Instead of New Year Resolutions, create a life contract. Create this contract with yourself stipulating: “Here are five or six things I would really like to achieve in my life. I hereby promise myself that I am going to try to accomplish them.”
Write these things down on paper. When you write down your thoughts like this, you have taken the first important step toward changing your life and making it more rewarding and memorable. Getting started will require some thought, and moving forward will require some action. The following tips can help you get started:
1. Open your mind (and shut the door). You may have no clue what types of things to include, but that’s only because you haven’t devoted enough thought to it. All of us have dreams and notions of things we’d like to try-your list probably exists in the recesses of your imagination, waiting to be coaxed out. Close yourself off from the daily grind for an hour with a pen and pad (lock yourself in the bathroom if you must) and you’ll start to develop ideas.

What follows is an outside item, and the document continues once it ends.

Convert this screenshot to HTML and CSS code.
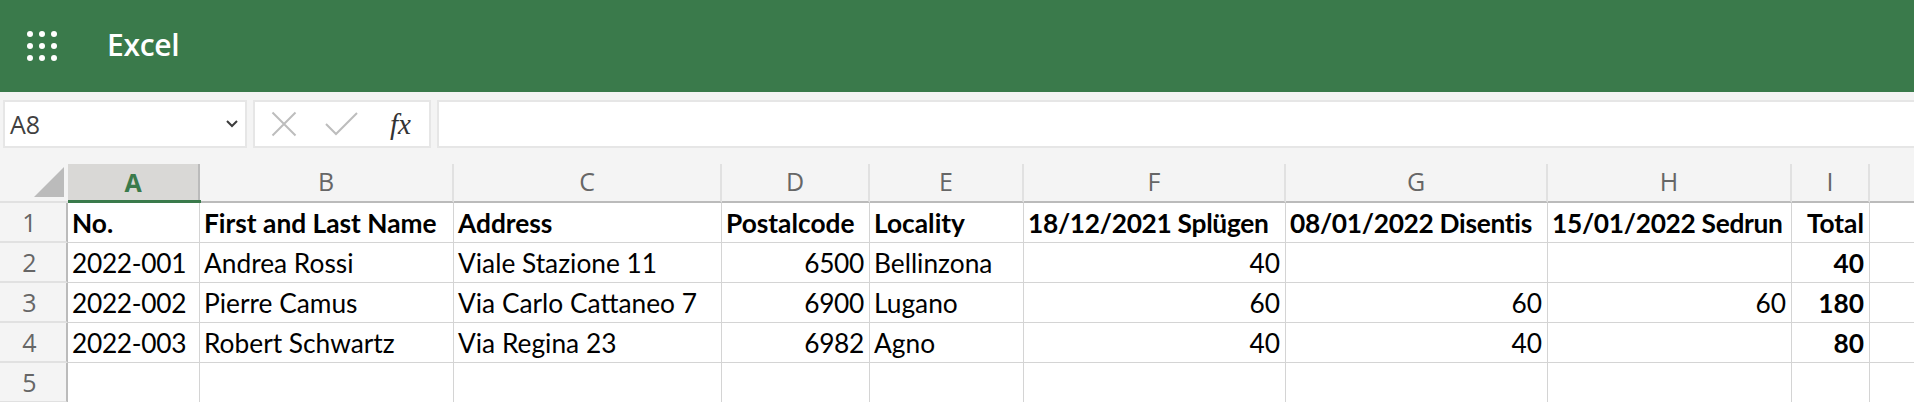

2. Make it uniquely yours. I don’t believe in generic lists taken from books of “things everyone should do.” Your list should be different from everyone else. Maybe you want to go back and earn your college degree, retrace a journey your grandparents once made or build something with your own two hands. The possibilities are endless (which is part of the challenge of making such a list; you have to make choices). Overall, it’simportant to create a list based on experiences that have special meaning to you.
3. Themes can help. If you need to spark ideas, divide your list into these themes: Face Your Fears, Get Lost, Test Your Limits, Rediscover Your Childhood, Express Yourself and Aim for the Heart. Most are self-explanatory, except maybe the last one, which is about seeking an experience that helps others or makes someone else’s dream come true. Think of an interesting idea that ties in with each of these six themes and you’ll have a great list.
4. Go public. Stashed away in a desk drawer, a list is easy to forget about or ignore. Once you’ve written it, keep it in plain sight. Keep copies all over-on the fridge, near your desk-so you constantly see it and are reminded of your dreams. Show it to your spouse, your kids and your friends. Soon they will start encouraging you to take action.
5. Lose the guilt. I know, I know. You’re a “responsible adult.” People depend on you. If you’re off having fun, how will everyone survive? Answer: They will manage. And maybe everyone will be better off. By leading a fuller life, you’ll make yourself a happier, healthier person and a better spouse and parent. Your loved ones will probably be thrilled and supportive (and willing to fend for themselves for a day as you go chase a rainbow). Don’t be surprised if they begin to follow your inspiring example and make their own dream lists. Make time for dreams. Your life is big, and there’s room in it for work and dreams. It’s simply a matter of how you prioritize. If you consider fulfilling your dreams unimportant, you’ll never find time. You must choose to rank them above, say, cleaning out the shed. Remember, having an adventure is not a waste of time; rather, it’s one of the best ways to maximize our limited time on earth.
6. Failure is not an option. Fear of failure often stops us from trying something that is challenging. But when you set out on any type of personal adventure, you really can’t fail. Just by going out and trying it, you guarantee yourself a memorable experience regardless of outcome.
Happy 2014! Make it your best year yet!